**WORK REQUIRED**
Set the listing down again in full, word for word, with the pictures left out.

━━━

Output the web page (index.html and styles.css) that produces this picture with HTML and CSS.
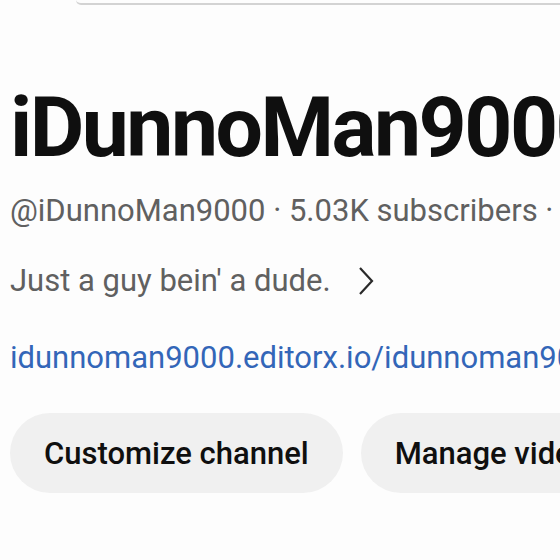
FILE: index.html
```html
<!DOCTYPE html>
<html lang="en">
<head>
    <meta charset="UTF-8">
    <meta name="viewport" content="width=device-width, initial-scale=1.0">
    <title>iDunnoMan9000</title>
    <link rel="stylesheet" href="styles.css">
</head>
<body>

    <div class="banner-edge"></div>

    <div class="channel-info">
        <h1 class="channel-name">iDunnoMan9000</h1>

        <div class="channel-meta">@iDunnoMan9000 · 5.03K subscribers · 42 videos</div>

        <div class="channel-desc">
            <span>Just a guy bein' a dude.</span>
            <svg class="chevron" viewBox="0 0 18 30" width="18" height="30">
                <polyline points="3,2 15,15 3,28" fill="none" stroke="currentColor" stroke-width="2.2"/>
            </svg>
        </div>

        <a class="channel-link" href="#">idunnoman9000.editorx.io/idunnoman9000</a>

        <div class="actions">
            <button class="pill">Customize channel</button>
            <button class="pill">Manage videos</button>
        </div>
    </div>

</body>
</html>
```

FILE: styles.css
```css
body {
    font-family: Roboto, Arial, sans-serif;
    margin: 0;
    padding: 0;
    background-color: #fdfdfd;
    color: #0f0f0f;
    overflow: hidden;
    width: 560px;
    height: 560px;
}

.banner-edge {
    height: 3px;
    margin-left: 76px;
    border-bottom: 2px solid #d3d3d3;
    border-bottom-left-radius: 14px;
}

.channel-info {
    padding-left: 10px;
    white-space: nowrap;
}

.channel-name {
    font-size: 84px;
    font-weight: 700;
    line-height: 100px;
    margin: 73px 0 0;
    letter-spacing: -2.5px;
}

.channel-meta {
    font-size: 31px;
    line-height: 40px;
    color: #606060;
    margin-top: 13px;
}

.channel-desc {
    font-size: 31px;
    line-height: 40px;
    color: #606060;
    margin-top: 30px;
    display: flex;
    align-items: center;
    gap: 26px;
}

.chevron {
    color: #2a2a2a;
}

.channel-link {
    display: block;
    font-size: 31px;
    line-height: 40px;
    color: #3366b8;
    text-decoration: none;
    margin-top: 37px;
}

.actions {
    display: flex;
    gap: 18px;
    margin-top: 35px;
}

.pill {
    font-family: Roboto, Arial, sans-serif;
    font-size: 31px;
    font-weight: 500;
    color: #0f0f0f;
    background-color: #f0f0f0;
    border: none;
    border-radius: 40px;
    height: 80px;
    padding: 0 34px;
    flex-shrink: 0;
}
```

━━━

**ANSWER FOR THIS EXERCISE**
Output the web page (index.html and styles.css) that produces this picture with HTML and CSS.
FILE: index.html
```html
<!DOCTYPE html>
<html lang="en">
<head>
    <meta charset="UTF-8">
    <meta name="viewport" content="width=device-width, initial-scale=1.0">
    <title>iDunnoMan9000</title>
    <link rel="stylesheet" href="styles.css">
</head>
<body>

    <div class="banner-edge"></div>

    <div class="channel-info">
        <h1 class="channel-name">iDunnoMan9000</h1>

        <div class="channel-meta">@iDunnoMan9000 · 5.03K subscribers · 42 videos</div>

        <div class="channel-desc">
            <span>Just a guy bein' a dude.</span>
            <svg class="chevron" viewBox="0 0 18 30" width="18" height="30">
                <polyline points="3,2 15,15 3,28" fill="none" stroke="currentColor" stroke-width="2.2"/>
            </svg>
        </div>

        <a class="channel-link" href="#">idunnoman9000.editorx.io/idunnoman9000</a>

        <div class="actions">
            <button class="pill">Customize channel</button>
            <button class="pill">Manage videos</button>
        </div>
    </div>

</body>
</html>
```

FILE: styles.css
```css
body {
    font-family: Roboto, Arial, sans-serif;
    margin: 0;
    padding: 0;
    background-color: #fdfdfd;
    color: #0f0f0f;
    overflow: hidden;
    width: 560px;
    height: 560px;
}

.banner-edge {
    height: 3px;
    margin-left: 76px;
    border-bottom: 2px solid #d3d3d3;
    border-bottom-left-radius: 14px;
}

.channel-info {
    padding-left: 10px;
    white-space: nowrap;
}

.channel-name {
    font-size: 84px;
    font-weight: 700;
    line-height: 100px;
    margin: 73px 0 0;
    letter-spacing: -2.5px;
}

.channel-meta {
    font-size: 31px;
    line-height: 40px;
    color: #606060;
    margin-top: 13px;
}

.channel-desc {
    font-size: 31px;
    line-height: 40px;
    color: #606060;
    margin-top: 30px;
    display: flex;
    align-items: center;
    gap: 26px;
}

.chevron {
    color: #2a2a2a;
}

.channel-link {
    display: block;
    font-size: 31px;
    line-height: 40px;
    color: #3366b8;
    text-decoration: none;
    margin-top: 37px;
}

.actions {
    display: flex;
    gap: 18px;
    margin-top: 35px;
}

.pill {
    font-family: Roboto, Arial, sans-serif;
    font-size: 31px;
    font-weight: 500;
    color: #0f0f0f;
    background-color: #f0f0f0;
    border: none;
    border-radius: 40px;
    height: 80px;
    padding: 0 34px;
    flex-shrink: 0;
}
```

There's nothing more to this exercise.